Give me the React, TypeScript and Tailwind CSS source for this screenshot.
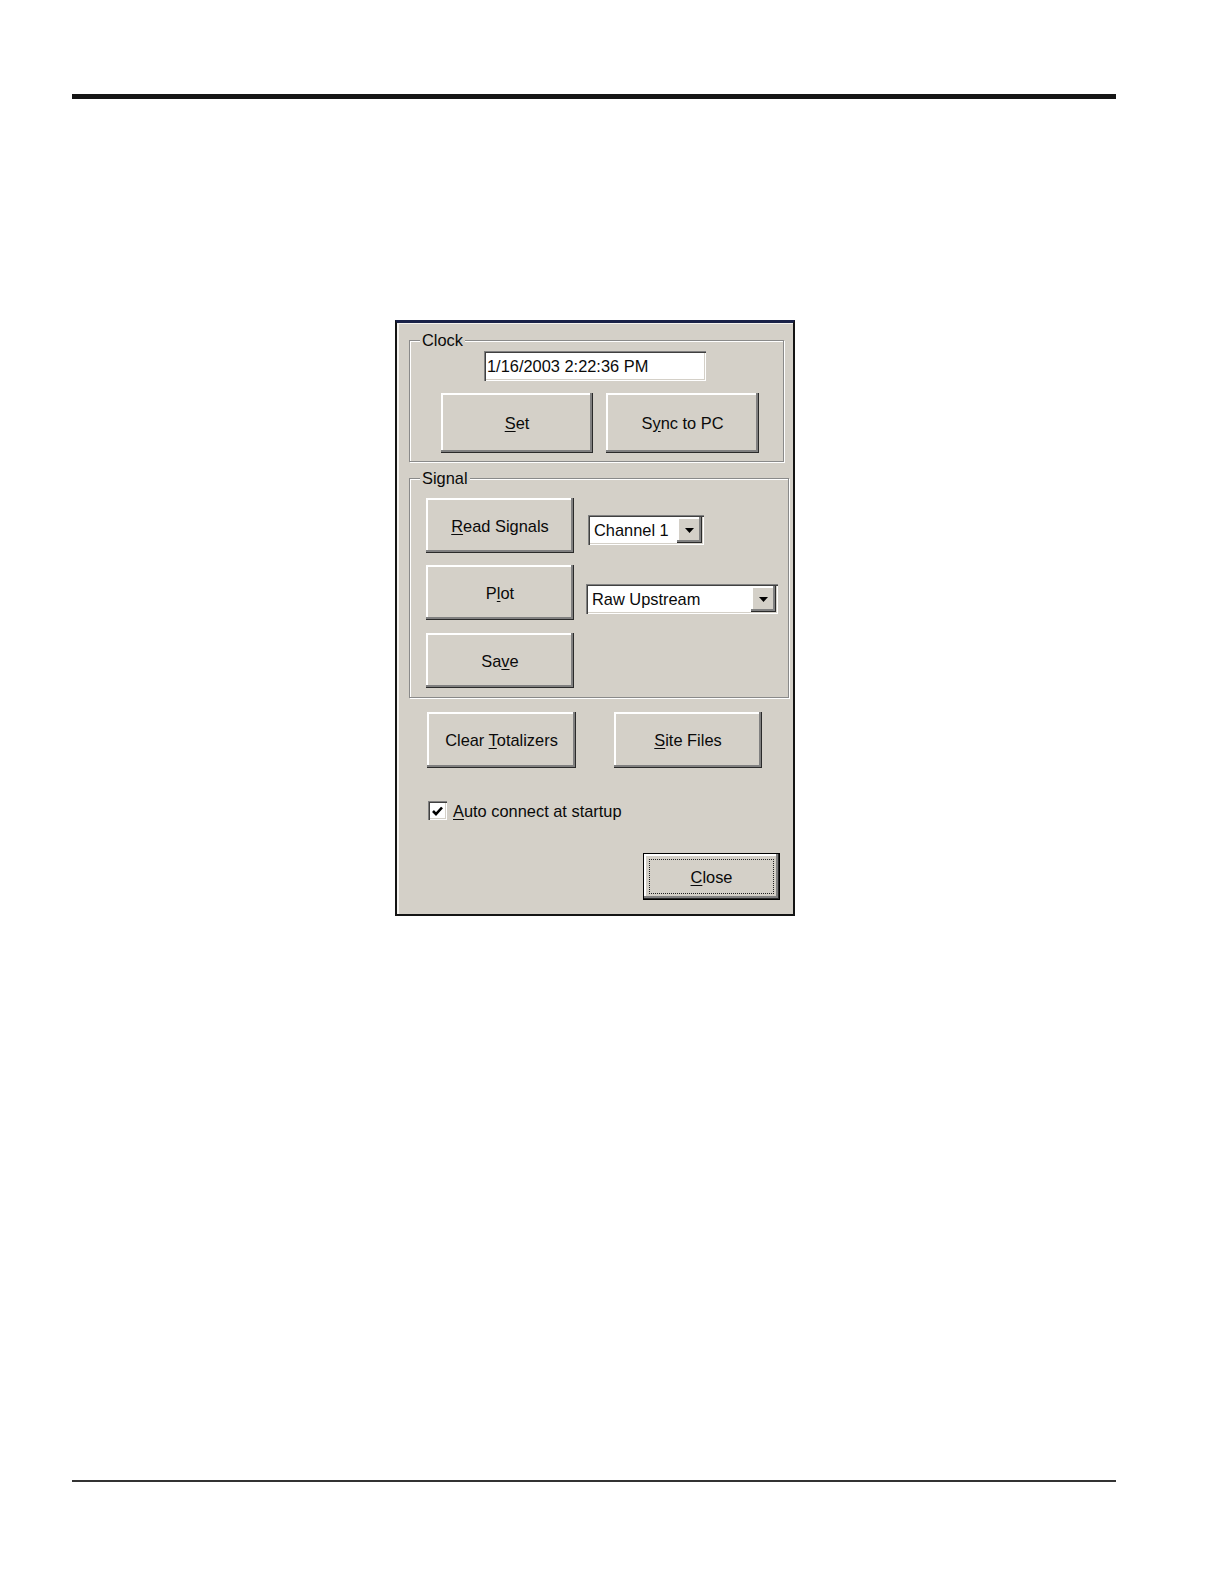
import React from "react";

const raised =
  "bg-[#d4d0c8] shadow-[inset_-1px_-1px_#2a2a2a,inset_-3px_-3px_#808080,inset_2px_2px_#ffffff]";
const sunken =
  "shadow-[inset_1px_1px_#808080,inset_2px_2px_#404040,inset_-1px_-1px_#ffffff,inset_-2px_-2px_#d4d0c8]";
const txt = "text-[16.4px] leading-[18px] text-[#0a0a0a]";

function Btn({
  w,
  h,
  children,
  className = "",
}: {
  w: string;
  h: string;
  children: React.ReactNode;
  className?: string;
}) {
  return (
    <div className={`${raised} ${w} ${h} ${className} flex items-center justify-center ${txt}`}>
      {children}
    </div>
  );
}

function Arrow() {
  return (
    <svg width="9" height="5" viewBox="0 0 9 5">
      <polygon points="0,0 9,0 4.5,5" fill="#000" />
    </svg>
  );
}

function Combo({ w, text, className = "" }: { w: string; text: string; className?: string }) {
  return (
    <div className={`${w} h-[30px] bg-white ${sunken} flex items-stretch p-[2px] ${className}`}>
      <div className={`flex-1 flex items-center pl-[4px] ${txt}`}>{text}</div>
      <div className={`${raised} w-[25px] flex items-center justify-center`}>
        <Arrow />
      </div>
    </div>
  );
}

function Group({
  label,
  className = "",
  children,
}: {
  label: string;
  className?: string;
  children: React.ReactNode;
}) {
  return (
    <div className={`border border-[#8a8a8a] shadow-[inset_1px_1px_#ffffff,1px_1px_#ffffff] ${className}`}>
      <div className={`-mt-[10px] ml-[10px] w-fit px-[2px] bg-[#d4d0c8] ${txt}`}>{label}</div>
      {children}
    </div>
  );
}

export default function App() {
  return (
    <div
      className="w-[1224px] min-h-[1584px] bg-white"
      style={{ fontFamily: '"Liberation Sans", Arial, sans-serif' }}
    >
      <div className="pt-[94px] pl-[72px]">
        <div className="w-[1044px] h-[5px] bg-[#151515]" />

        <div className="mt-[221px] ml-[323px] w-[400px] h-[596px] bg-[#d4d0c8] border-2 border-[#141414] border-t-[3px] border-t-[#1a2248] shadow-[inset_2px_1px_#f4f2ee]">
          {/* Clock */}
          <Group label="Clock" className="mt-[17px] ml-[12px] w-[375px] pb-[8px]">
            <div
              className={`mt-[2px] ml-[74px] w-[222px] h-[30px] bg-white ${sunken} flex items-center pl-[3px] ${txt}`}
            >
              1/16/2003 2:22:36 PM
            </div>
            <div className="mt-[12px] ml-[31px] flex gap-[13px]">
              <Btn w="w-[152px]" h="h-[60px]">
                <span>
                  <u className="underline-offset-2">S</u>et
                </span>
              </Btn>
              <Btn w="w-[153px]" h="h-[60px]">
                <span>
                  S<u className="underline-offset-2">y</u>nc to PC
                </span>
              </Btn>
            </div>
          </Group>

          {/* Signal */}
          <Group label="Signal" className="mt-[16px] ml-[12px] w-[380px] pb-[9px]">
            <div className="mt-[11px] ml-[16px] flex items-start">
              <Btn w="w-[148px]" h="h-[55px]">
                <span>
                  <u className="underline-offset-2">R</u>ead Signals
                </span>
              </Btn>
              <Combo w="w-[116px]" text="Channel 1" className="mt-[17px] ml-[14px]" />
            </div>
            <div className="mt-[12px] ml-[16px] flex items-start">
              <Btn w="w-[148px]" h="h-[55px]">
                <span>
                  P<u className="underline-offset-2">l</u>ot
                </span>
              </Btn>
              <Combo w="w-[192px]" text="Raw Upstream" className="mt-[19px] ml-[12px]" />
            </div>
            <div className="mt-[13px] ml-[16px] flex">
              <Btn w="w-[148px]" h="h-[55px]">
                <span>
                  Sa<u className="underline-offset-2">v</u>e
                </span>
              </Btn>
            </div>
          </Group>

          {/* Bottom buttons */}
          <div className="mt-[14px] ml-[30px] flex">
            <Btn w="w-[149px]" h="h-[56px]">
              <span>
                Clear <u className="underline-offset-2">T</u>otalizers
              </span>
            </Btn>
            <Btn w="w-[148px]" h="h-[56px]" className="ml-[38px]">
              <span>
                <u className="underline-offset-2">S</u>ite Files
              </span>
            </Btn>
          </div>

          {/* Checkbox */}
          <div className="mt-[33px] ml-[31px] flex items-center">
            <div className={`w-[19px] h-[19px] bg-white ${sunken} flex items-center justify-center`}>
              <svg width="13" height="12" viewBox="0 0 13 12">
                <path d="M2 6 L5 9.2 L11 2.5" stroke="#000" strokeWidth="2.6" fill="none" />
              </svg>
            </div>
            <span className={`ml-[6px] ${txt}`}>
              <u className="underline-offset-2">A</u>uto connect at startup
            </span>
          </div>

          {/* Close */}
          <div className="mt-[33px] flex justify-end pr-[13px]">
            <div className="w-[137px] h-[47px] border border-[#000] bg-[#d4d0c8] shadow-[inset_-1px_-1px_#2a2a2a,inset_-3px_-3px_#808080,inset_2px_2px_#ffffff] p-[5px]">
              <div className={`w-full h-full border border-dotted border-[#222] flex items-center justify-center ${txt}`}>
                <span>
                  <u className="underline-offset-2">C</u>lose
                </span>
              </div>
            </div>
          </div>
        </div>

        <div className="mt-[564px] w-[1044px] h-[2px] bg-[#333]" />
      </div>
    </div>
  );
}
*****
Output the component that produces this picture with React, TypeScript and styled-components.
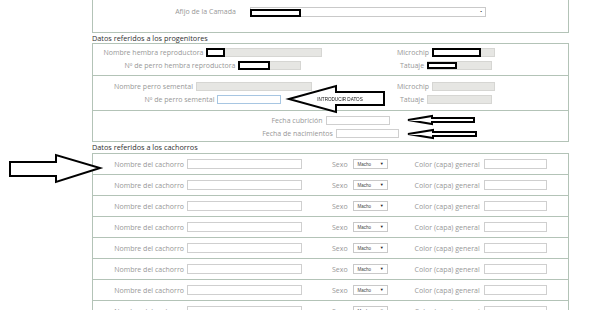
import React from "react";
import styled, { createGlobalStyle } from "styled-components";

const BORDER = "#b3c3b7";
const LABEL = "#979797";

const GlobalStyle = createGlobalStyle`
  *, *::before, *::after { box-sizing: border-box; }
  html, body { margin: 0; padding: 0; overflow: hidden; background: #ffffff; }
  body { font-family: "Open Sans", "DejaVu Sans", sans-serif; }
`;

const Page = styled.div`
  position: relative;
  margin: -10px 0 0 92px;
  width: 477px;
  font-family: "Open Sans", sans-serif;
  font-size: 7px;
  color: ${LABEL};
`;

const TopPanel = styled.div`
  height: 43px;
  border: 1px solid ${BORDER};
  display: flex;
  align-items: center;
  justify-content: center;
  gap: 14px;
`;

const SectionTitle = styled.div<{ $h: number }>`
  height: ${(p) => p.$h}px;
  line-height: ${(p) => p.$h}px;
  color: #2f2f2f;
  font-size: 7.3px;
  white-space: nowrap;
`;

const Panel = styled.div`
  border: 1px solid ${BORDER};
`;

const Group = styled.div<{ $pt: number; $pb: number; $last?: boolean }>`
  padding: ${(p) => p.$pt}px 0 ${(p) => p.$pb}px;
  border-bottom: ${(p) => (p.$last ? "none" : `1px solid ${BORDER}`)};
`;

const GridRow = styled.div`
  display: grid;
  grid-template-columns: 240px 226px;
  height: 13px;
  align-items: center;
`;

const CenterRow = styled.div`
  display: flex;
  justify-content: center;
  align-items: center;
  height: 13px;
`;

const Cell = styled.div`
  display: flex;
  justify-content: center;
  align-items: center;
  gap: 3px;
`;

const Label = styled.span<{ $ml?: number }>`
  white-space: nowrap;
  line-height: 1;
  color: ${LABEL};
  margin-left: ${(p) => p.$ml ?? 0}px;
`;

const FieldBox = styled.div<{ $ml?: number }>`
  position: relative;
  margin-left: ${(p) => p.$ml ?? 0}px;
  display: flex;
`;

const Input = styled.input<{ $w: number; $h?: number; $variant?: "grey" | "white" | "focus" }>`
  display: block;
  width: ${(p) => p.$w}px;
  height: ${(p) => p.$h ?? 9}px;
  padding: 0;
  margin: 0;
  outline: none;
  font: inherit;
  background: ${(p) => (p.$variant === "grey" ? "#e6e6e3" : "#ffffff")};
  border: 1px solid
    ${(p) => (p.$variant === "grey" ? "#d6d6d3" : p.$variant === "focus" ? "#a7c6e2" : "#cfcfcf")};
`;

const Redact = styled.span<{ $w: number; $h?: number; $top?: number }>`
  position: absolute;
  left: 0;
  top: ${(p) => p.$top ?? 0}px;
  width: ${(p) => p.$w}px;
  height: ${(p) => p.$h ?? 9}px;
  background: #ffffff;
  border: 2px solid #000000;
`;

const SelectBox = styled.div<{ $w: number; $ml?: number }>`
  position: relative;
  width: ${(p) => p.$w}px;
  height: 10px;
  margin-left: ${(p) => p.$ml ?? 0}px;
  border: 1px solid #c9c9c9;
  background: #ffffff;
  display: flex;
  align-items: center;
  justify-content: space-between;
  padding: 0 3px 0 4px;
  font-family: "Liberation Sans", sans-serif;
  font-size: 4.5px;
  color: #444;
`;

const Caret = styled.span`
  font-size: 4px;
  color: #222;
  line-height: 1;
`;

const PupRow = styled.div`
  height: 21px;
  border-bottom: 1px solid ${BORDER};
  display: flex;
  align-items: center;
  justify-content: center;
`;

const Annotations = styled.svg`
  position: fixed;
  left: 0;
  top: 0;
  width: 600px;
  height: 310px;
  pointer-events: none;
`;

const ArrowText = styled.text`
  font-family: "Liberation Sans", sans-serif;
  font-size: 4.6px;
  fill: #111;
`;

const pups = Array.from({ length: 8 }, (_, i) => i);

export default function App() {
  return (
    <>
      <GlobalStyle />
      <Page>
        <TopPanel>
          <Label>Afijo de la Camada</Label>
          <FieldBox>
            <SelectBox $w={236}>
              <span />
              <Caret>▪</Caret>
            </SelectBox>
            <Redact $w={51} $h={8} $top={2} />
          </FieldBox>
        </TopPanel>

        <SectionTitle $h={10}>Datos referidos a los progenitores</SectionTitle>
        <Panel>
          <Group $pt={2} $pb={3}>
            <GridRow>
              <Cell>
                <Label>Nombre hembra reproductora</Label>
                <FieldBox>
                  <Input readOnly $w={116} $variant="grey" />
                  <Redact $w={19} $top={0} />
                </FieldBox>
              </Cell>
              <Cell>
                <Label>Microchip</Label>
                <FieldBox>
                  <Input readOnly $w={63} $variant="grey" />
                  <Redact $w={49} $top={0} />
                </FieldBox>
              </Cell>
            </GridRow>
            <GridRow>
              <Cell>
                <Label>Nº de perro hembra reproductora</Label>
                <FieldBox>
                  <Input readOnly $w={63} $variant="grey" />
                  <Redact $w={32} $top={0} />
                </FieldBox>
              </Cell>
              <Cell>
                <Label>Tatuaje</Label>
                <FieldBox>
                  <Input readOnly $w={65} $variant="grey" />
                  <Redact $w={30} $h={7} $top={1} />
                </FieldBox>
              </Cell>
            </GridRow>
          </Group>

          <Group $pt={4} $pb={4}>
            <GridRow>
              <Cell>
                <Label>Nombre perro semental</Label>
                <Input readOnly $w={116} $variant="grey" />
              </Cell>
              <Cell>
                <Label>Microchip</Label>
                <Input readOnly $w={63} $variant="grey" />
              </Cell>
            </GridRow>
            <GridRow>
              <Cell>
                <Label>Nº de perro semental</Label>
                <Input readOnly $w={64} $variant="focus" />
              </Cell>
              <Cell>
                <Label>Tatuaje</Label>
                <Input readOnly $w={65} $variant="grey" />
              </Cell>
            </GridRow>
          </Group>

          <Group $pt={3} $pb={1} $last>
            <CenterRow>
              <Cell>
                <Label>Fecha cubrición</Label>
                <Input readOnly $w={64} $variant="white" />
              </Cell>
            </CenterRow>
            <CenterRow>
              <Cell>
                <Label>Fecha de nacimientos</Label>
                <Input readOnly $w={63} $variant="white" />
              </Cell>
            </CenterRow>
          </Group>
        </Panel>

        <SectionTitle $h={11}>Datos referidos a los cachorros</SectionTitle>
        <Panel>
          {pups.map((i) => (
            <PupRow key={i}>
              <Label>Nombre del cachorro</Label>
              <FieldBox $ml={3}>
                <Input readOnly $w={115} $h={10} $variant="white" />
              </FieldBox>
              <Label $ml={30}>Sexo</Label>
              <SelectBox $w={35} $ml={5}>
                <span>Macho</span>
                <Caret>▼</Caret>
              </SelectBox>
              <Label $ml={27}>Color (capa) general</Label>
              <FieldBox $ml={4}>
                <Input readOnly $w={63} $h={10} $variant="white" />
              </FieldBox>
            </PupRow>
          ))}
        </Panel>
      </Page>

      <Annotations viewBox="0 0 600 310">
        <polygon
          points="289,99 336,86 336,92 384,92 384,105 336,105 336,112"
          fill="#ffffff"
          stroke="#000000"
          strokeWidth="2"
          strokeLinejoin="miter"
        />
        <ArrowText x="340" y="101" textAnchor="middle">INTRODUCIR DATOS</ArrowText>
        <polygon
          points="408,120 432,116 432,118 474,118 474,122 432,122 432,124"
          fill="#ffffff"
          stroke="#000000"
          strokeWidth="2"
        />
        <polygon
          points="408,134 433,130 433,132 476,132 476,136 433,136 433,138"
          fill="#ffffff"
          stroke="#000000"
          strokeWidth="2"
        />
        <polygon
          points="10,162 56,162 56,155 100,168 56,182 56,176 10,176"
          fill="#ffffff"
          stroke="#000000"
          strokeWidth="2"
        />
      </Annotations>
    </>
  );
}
*****
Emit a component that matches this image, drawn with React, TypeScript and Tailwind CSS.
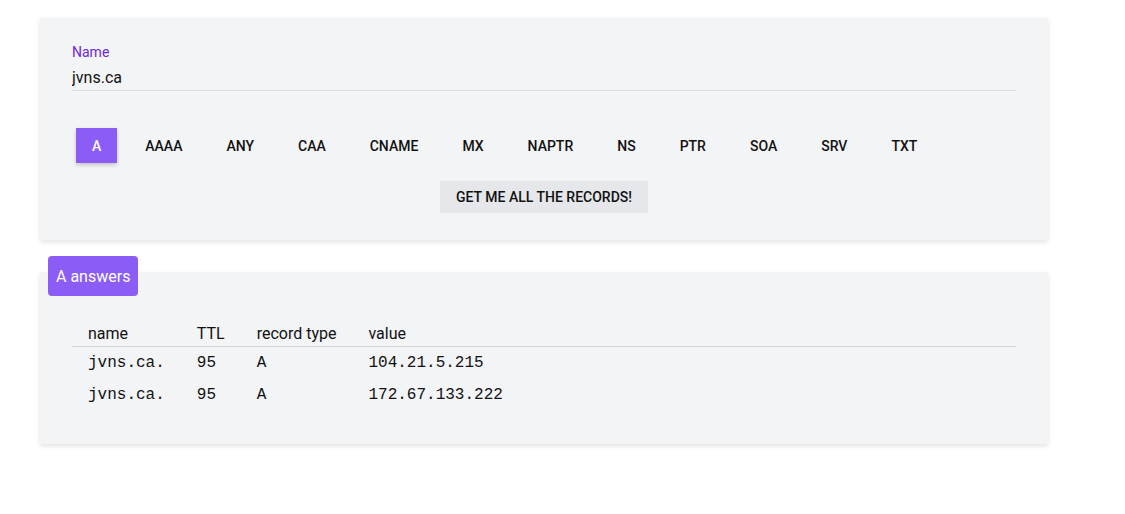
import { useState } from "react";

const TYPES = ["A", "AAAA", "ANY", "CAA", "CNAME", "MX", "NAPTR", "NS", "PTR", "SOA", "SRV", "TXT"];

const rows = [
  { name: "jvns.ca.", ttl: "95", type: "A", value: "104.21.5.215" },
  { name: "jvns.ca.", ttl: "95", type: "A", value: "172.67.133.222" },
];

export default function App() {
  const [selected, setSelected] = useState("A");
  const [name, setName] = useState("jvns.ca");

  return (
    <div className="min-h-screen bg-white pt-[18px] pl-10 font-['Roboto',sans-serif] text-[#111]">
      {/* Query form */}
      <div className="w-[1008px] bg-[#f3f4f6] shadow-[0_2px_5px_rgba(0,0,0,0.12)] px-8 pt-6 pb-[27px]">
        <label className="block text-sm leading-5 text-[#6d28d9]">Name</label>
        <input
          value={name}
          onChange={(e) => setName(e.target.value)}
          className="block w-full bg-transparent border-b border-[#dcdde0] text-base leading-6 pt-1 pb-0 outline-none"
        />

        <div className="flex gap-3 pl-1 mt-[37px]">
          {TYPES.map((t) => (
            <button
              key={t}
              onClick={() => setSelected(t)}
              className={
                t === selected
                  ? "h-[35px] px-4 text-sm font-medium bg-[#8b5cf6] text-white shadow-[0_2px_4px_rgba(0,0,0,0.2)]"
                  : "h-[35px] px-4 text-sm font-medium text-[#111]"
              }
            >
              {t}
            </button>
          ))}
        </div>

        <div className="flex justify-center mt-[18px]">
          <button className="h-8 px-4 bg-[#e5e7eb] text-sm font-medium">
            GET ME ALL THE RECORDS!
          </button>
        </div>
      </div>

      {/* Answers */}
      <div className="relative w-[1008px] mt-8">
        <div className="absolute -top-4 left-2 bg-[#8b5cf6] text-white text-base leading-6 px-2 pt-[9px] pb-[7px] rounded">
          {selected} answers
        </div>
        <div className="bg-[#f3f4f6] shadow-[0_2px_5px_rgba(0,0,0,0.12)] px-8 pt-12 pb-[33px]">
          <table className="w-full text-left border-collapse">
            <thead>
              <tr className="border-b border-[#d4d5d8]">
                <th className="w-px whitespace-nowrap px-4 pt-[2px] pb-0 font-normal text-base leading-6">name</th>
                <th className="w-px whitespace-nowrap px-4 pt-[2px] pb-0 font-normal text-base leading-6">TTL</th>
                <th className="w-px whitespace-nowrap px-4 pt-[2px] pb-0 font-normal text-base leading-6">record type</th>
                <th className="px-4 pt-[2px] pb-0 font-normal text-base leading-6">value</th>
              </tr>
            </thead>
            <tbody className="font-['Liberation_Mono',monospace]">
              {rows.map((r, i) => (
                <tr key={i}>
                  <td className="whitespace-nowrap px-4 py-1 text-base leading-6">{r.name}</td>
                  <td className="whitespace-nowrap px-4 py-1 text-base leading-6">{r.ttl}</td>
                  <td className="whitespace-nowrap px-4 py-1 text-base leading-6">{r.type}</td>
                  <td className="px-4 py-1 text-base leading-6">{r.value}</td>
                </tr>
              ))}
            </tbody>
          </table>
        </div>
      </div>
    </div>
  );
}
*****
• _What you will do_:
Copy all lines from the entries that contain the word "components".

• _Answer to this exercise_:
Output the component that produces this picture with React, TypeScript and styled-components.
import styled, { createGlobalStyle } from "styled-components";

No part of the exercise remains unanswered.